Cool blue: increased cloud cover may mean less Sun is getting to the world's oceans. Credit: CORBIS

Ocean measurements suggest the world's seas have cooled substantially during some of the warmest years in recent history. If real, the dip is likely to reflect a short-term fluctuation in an ocean that is warming overall, say climate scientists.

The years 2003 and 2005 saw the highest global average surface temperatures in more than a century. An upcoming paper in Geophysical Research Letters reports that during this period, the upper 750 metres of the oceans lost around one-fifth of the heat accumulated over the past 50 years.

But don't read too much into that, oceanographers warn. “Cooling on a short-term scale doesn't challenge the long-term warming trend,” says Sydney Levitus, director of the World Data Center for Oceanography in Silver Spring, Maryland. “What it does tell us is that we still don't sufficiently understand how the global climate system works.”

Oceans cover two-thirds of Earth's surface and have far more heat-storing capacity than air or land. Overall, they have warmed in recent decades. Between 1955 and 1998, for example, all of the world's oceans, down to a depth of 3,000 metres, warmed by 0.037 °C (S. Levitus, J. Antonov and T. Boyer Geophys. Res. Lett. 32, L02604; 2005).

But that warming has not proceeded steadily. The trend has reversed for a few years at least once during the past half century. In fact, a drop in temperature that occurred between 1980 and 1983 was almost twice as pronounced as the current cooling.

But only for this latest cooling episode have oceanographers obtained good enough global data to provide a convincing argument that the effect is real. The report relies in part on data gathered by ARGO, a global array of 2,500 floats. The ARGO floats descend to various depths to probe ocean temperature and salinity, and surface occasionally to transmit their data via satellites.

We may be seeing different things just because we are looking harder.

When ARGO data were removed from the analysis, the cooling was significantly less pronounced, and the error bars became larger, say the authors of the report, led by John Lyman of the National Oceanic and Atmospheric Administration in Seattle, Washington. Some researchers suspect that ARGO has provided the ability to detect short-term temperature fluctuations. “We may be seeing different things just because we are looking harder,” says Brian King, a physical oceanographer at the Southampton Oceanography Centre, UK.

Better observation systems are showing the oceans are more changeable than some people thought, says Gavin Schmidt, a climate modeller at the NASA Goddard Institute for Space Studies in New York City. A short-term cooling blip can't say much about the climate system in general. But the latest study suggests, he says, that coupled ocean–climate models fail to adequately capture intermittent fluctuations in ocean temperature.

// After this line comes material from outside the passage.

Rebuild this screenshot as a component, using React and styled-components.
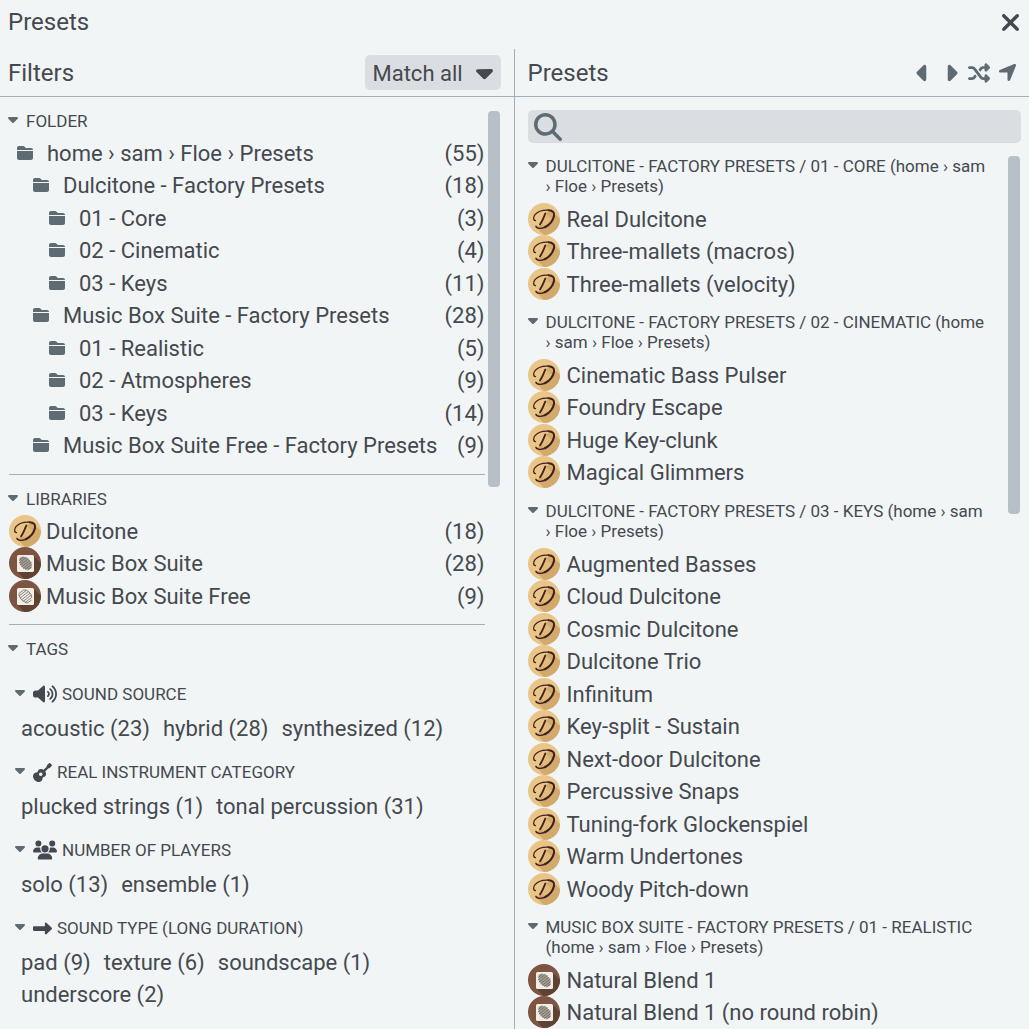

In theory, the recent cooling should have led to a 2-millimetre drop in sea level due to the thermal contraction of water, which becomes denser at lower temperatures. But satellites have measured a steady rise in sea level between 1993 and 2005 — years covered by the study. For the observations to be reconciled, melting ice sheets in Antarctica and Greenland must be contributing far more to sea-level rise than previously suspected, says Schmidt.

Of course, much of the observed ocean-temperature decrease could be an artefact of sampling, says Tim Barnett, a climate researcher at the Scripps Institution of Oceanography in San Diego, California. For example, if warmer water has simply redistributed to areas where fewer ARGO floats exist, the net cooling could be smaller than the data suggest.

But assuming the trend is real, what caused the cooling and where did the heat go? Aerosols, volcanic activity and small changes in ocean circulations and convection processes may all play a role, says King. But the simplest explanation is that less sunlight has reached the ocean surface as cloud coverage has increased.

Global cloud coverage has increased by 1–2% since 1999 according to data from the International Satellite Cloud Climatology Project, presumably because of global warming and increased evaporation. Other factors — such as cloud albedo (the extent to which cloud reflects solar radiation) or cloud-top temperature — might have changed in the same period, says William Rossow, a cloud expert at the Goddard Institute. “It is completely insufficient to look for a simple explanation of a short-term temperature change,” he says, “as the climate system is much more complex.”

The heat itself could be hidden at greater depths in the ocean, or — more likely, says Schmidt — it may have escaped into the atmosphere and out into space. Yet a corresponding change in Earth's radiation budget has not been observed.

“The system's internal variability might well be larger than we thought,” says Levitus. “This is exciting news, but food for global-warming sceptics it is not.”